WORK INSTRUCTIONS. Copy each line of the entries that contains the word "index".

* * *

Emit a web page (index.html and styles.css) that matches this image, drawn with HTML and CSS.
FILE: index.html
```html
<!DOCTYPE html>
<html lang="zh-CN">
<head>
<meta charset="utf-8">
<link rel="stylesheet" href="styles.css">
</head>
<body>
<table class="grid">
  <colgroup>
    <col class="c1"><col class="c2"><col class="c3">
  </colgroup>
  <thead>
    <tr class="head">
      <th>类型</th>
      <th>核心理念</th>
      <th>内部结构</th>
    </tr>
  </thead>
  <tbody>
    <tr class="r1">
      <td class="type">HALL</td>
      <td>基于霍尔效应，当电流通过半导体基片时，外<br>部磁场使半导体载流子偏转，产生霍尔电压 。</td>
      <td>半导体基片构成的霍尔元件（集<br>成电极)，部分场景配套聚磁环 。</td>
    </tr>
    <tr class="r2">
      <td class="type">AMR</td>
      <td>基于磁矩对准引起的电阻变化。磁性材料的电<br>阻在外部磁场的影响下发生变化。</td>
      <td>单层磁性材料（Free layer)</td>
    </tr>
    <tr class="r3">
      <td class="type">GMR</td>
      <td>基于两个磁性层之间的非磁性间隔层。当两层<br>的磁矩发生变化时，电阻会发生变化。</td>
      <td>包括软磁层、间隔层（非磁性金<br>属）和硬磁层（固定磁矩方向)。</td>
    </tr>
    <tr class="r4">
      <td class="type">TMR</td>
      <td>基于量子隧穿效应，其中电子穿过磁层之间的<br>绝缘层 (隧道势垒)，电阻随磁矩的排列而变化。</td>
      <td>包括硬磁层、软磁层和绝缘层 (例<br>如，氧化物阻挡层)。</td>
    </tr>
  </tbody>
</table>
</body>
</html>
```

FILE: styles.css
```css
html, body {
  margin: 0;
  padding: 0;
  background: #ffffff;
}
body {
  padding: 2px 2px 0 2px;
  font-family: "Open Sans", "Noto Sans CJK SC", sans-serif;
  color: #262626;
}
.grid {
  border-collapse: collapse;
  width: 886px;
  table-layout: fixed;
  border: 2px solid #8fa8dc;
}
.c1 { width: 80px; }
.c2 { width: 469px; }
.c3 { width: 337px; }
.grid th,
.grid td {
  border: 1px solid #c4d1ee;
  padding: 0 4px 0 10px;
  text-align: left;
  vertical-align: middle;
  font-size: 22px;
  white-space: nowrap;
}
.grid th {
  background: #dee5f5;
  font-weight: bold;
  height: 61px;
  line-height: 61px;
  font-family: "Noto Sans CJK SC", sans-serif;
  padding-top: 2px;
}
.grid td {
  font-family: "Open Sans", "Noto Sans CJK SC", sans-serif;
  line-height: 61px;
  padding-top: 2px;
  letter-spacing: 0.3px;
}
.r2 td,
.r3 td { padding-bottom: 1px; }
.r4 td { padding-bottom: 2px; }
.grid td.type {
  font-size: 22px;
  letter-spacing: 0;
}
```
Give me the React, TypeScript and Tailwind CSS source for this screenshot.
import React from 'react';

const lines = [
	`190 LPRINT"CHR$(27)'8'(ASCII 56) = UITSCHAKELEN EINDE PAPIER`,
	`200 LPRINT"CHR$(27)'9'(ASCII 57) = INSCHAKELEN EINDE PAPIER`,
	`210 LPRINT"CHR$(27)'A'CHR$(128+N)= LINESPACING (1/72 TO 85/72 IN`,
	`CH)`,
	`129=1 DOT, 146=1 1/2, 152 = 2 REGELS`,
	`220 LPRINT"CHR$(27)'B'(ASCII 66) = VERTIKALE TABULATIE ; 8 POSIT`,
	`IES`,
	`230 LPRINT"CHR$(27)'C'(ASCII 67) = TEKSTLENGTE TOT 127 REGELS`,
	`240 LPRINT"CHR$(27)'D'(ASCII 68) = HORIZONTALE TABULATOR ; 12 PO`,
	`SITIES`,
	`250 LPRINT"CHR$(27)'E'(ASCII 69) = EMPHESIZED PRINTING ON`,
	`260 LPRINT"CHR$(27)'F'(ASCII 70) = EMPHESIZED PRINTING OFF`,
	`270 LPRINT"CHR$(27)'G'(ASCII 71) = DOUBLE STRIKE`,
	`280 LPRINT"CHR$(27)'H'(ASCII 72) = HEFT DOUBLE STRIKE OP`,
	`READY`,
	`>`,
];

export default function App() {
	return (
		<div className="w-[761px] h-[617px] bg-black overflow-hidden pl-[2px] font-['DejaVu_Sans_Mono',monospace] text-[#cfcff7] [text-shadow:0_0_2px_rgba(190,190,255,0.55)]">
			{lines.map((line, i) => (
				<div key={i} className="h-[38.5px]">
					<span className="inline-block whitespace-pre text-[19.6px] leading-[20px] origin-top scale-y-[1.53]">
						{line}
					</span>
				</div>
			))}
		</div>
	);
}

* * *

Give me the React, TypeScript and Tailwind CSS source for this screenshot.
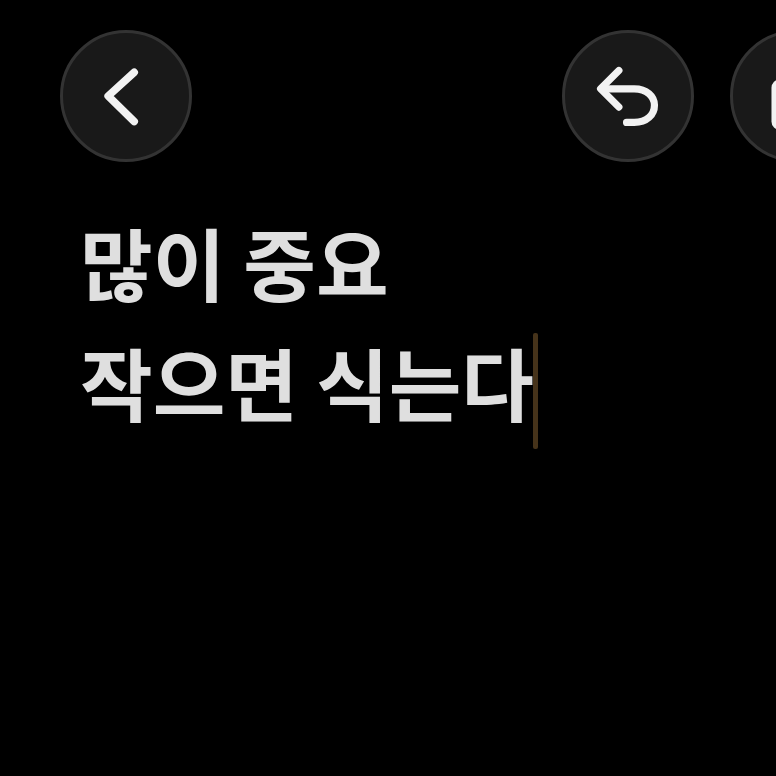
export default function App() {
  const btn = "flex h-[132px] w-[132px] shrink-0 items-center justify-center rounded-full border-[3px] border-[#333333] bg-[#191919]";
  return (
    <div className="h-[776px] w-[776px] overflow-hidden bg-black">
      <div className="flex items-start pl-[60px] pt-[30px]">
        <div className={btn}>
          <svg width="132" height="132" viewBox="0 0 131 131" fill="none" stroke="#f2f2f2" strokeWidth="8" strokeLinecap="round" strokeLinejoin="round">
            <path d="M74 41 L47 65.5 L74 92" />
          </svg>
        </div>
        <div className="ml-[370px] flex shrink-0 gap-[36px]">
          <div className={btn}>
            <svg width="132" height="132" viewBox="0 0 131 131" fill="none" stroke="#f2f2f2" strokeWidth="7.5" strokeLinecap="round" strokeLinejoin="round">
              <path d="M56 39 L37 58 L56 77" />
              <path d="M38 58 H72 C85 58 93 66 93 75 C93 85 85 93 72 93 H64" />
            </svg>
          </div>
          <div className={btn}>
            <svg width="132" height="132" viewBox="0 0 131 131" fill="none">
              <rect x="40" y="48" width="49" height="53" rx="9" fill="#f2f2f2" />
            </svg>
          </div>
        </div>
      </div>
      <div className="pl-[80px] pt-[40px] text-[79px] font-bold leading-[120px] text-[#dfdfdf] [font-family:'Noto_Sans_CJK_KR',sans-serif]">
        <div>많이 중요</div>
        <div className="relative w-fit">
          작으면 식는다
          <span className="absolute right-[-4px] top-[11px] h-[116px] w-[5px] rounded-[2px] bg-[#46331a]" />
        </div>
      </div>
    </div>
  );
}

* * *

CORRECT OUTPUT.
Emit a web page (index.html and styles.css) that matches this image, drawn with HTML and CSS.
FILE: index.html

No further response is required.